The Document and the Doctrine: A Word of Caution

In the end, despite the strong textual, structural, and historical evidence supporting a robust reading of the Privileges or Immunities Clause, the Supreme Court gutted this key provision shortly after the Fourteenth Amendment’s ratification—in the 1873 Slaughter-House Cases. The Court then waited decades before beginning to protect Americans against state violations of various fundamental rights, first in 1897 in a case involving the right to just compensation and then in a string of cases in the twentieth century involving core individual freedoms, including free speech, religious liberty, the rights of the accused, and the right to privacy. However, even then, the justices didn’t use the clean text of the Privileges or Immunities Clause to make this move, instead relying on the Fourteenth Amendment’s Due Process Clause. While this text fit nicely with procedural protections like the right to a jury, it was a peculiar fit with key substantive freedoms like the right to free speech.

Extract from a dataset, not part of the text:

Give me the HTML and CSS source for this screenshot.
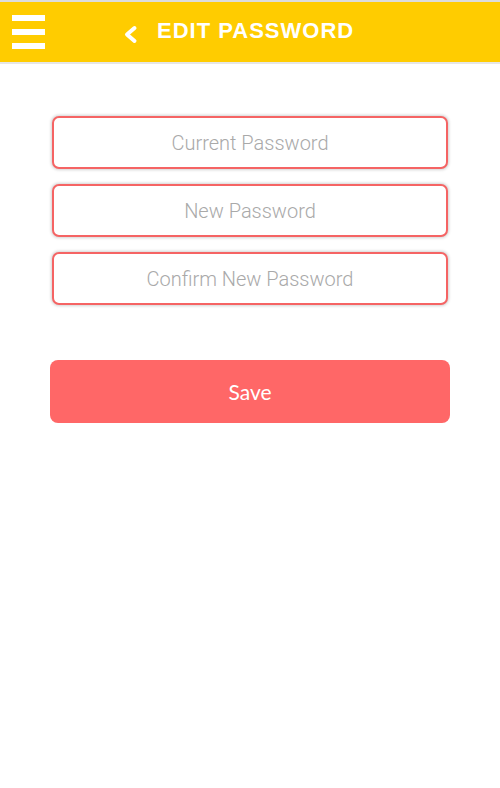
FILE: index.html
```html
<!DOCTYPE html>
<html>
<head>
<meta charset="utf-8">
<link rel="stylesheet" href="styles.css">
</head>
<body>
<header class="topbar">
  <div class="burger"><span></span><span></span><span></span></div>
  <svg class="back" width="15" height="19" viewBox="0 0 15 19"><path d="M11.5 3 L4 9.5 L11.5 16" fill="none" stroke="#fff" stroke-width="4" stroke-linecap="round" stroke-linejoin="round"/></svg>
  <h1 class="title">EDIT PASSWORD</h1>
</header>
<main class="content">
  <form class="form">
    <input class="field" type="password" placeholder="Current Password">
    <input class="field" type="password" placeholder="New Password">
    <input class="field" type="password" placeholder="Confirm New Password">
    <button class="save" type="button">Save</button>
  </form>
</main>
</body>
</html>
```
FILE: styles.css
```css
html, body { margin: 0; padding: 0; background: #fff; }
body { width: 500px; height: 788px; overflow: hidden; font-family: "Liberation Sans", Arial, sans-serif; }
.topbar {
  height: 60px;
  background: #ffcc00;
  border-top: 2px solid #dcdcdc;
  border-bottom: 2px solid #e6e6e6;
  display: flex;
  align-items: center;
  padding-left: 12px;
}
.burger { display: flex; flex-direction: column; gap: 8px; width: 33px; }
.burger span { display: block; height: 6px; background: #fff; }
.back { margin-left: 78px; margin-top: 4px; }
.title {
  margin: 0 0 3px 19px;
  color: #fff;
  font-family: "Liberation Sans", Arial, sans-serif;
  font-weight: 700;
  font-size: 22px;
  letter-spacing: 1px;
  line-height: 1;
}
.content { padding: 52px 50px 0; }
.form { display: flex; flex-direction: column; align-items: center; }
.field {
  box-sizing: border-box;
  width: 396px;
  height: 53px;
  margin-bottom: 15px;
  border: 2.5px solid #f56464;
  border-radius: 7px;
  box-shadow: 0 0 3px 1px rgba(0,0,0,0.18);
  background: #fff;
  text-align: center;
  font-family: Roboto, "Noto Sans", sans-serif;
  font-weight: 300;
  font-size: 20px;
  color: #555;
  outline: none;
}
.field::placeholder { color: #a9a9a9; }
.save {
  margin-top: 40px;
  width: 400px;
  height: 63px;
  border: none;
  border-radius: 8px;
  background: #ff6767;
  color: #fff;
  font-family: Lato, "Noto Sans", sans-serif;
  font-size: 21px;
  font-weight: 400;
}
```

Bingham and his fellow Fourteenth Amendment Framers deserve better. Through the Fourteenth Amendment (and its Privileges or Immunities Clause), they envisioned a new America, one in which Americans were finally protected from state violations of their most cherished rights. By refusing to admit error, the Supreme Court divorced one of its most important constitutional achievements—protecting key freedoms against state abuses—from the Constitution’s text and history. As is often the case, the Constitution itself is more inspiring—and sensible—than the Supreme Court’s handiwork.